Bei der Forsteinrichtung steht meist der wirtschaftliche Gedanke im Vordergrund. Die Erhebung zentraler Biodiversitätsfaktoren, wie der Baumartenmischung oder des Totholzbestands, wird in der forstlichen Praxis jedoch zunehmend wichtiger. Eine automatisierte Erfassung durch digitale Methoden ist bisher nur begrenzt möglich. Revierförster haben meist ein persönliches Wissen über die Biodiversität in ihren Beständen, das jedoch selten auf konkreten Zahlen beruht.

„Angesichts des wachsenden öffentlichen Interesses am Thema Waldbiodiversität ist es aber ratsam, auch Daten zu diesen Kennzahlen zu sammeln.
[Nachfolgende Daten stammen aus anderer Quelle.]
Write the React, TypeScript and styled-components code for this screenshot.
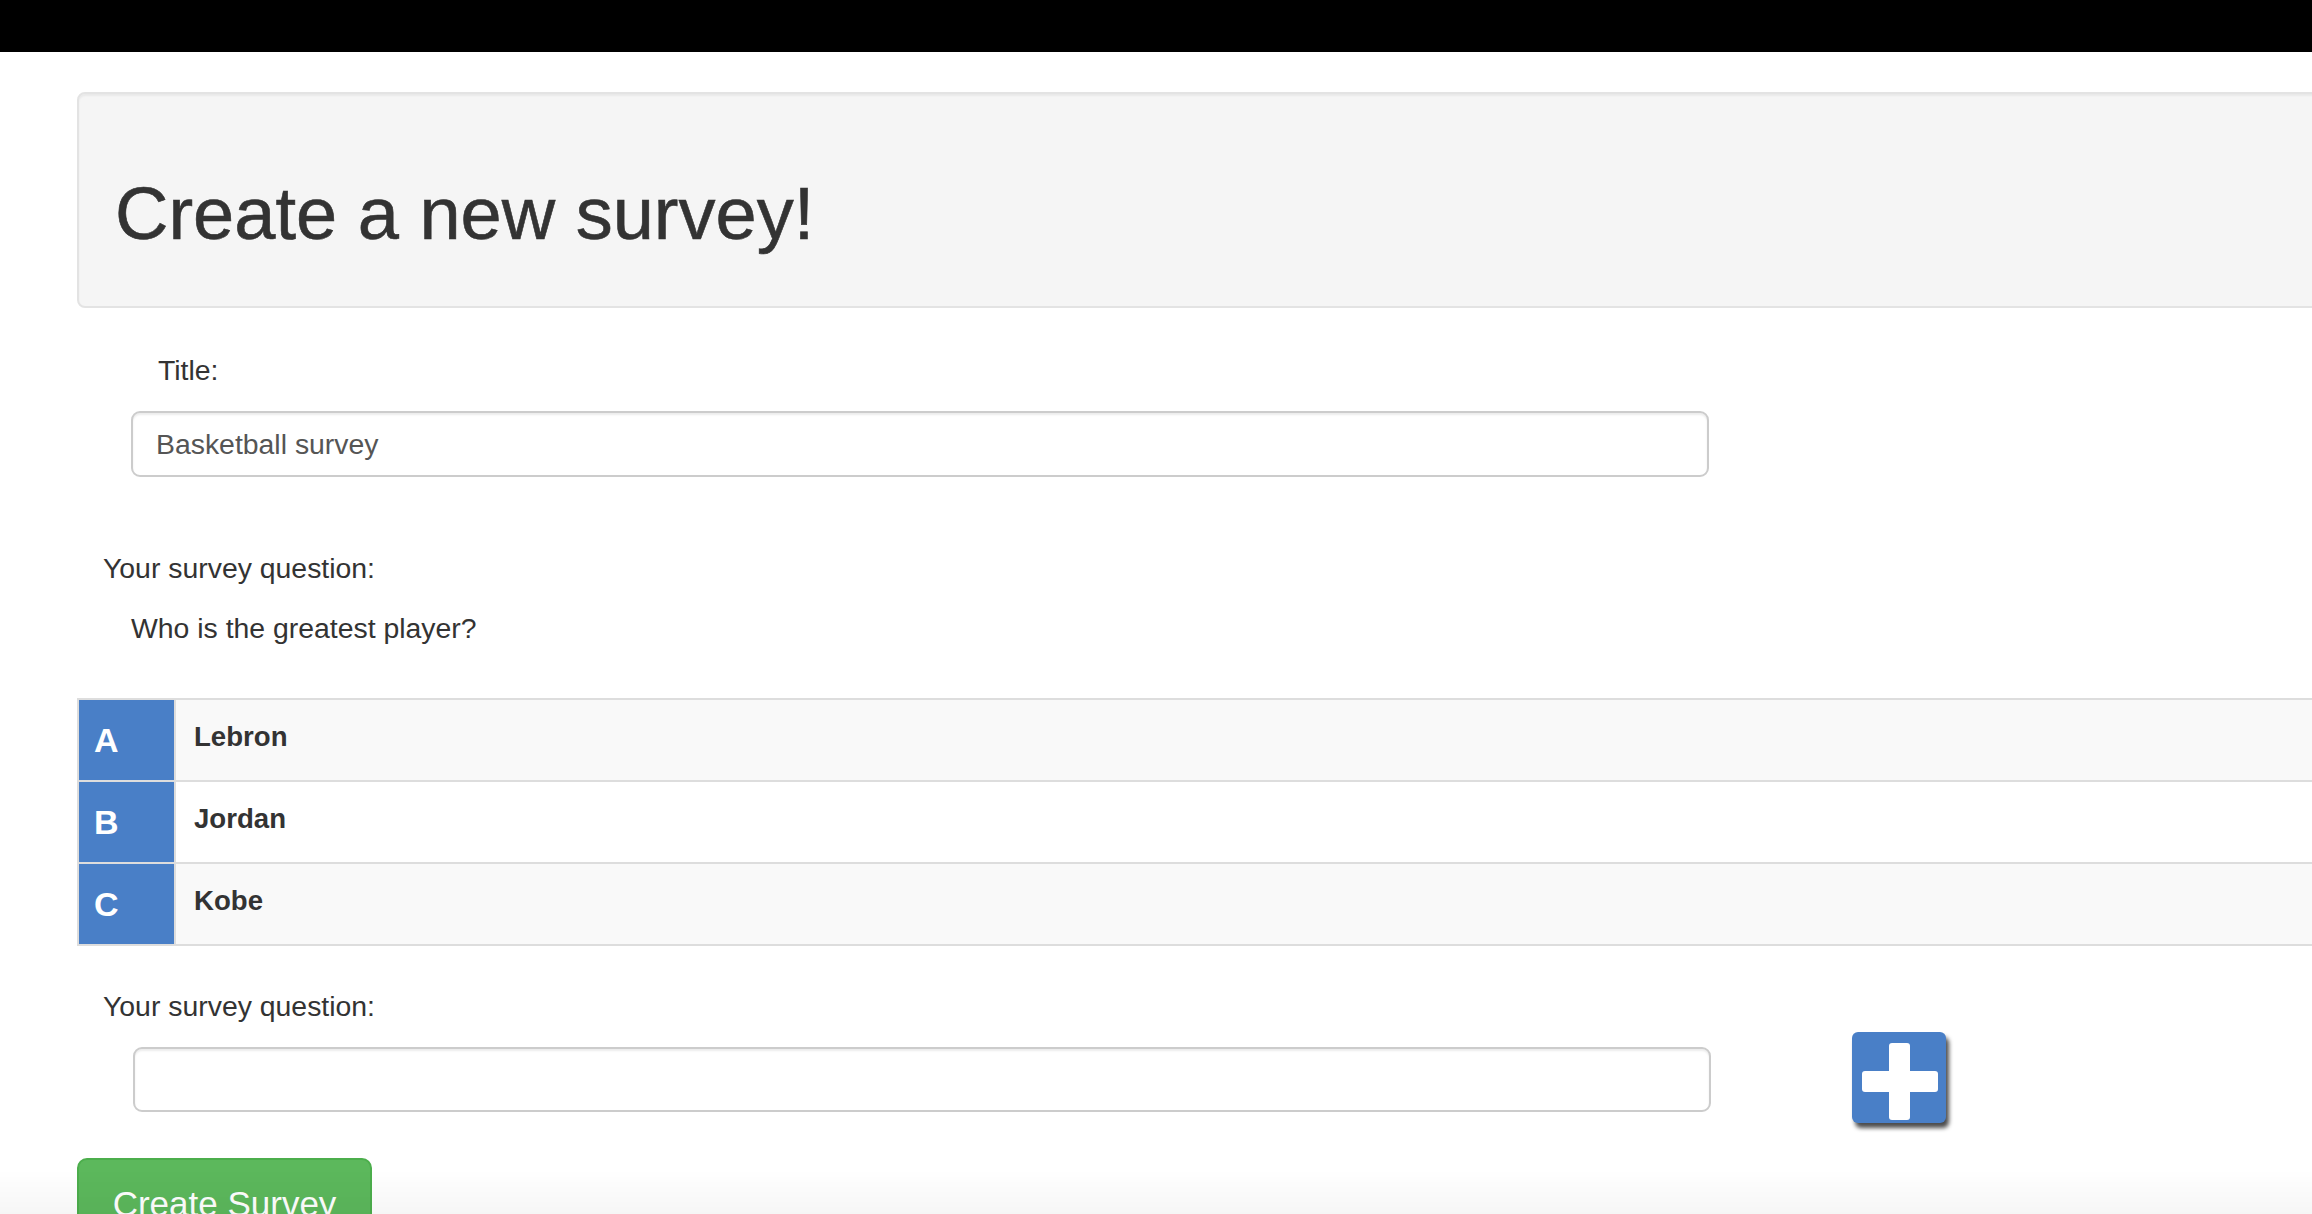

Dazu zählen stehendes sowie liegendes Totholz, Habitatbäume und der Schichtaufbau sowie der Kronenerschließungsgrad“, erläuterte Martin Steinkellner von der Abteilung Waldbiodiversität und Naturschutz am Bundesforschungszentrum für Wald (BFW), Wien. Richtwerte sind etwa 20 fm/ha Totholz in montanen und 30 fm/ha in gemischten submontanen Beständen sowie fünf Habitatbäume pro Hektar. Viele Forstbetriebe rechnen in Zukunft mit der Einführung von Kohlenstoffzertifikaten, bei denen Erhebungen von Biodiversitätsfaktoren und das Wissen über Kohlenstoffspeicherung in einzelnen Bäumen eine wichtige Rolle spielen könnten.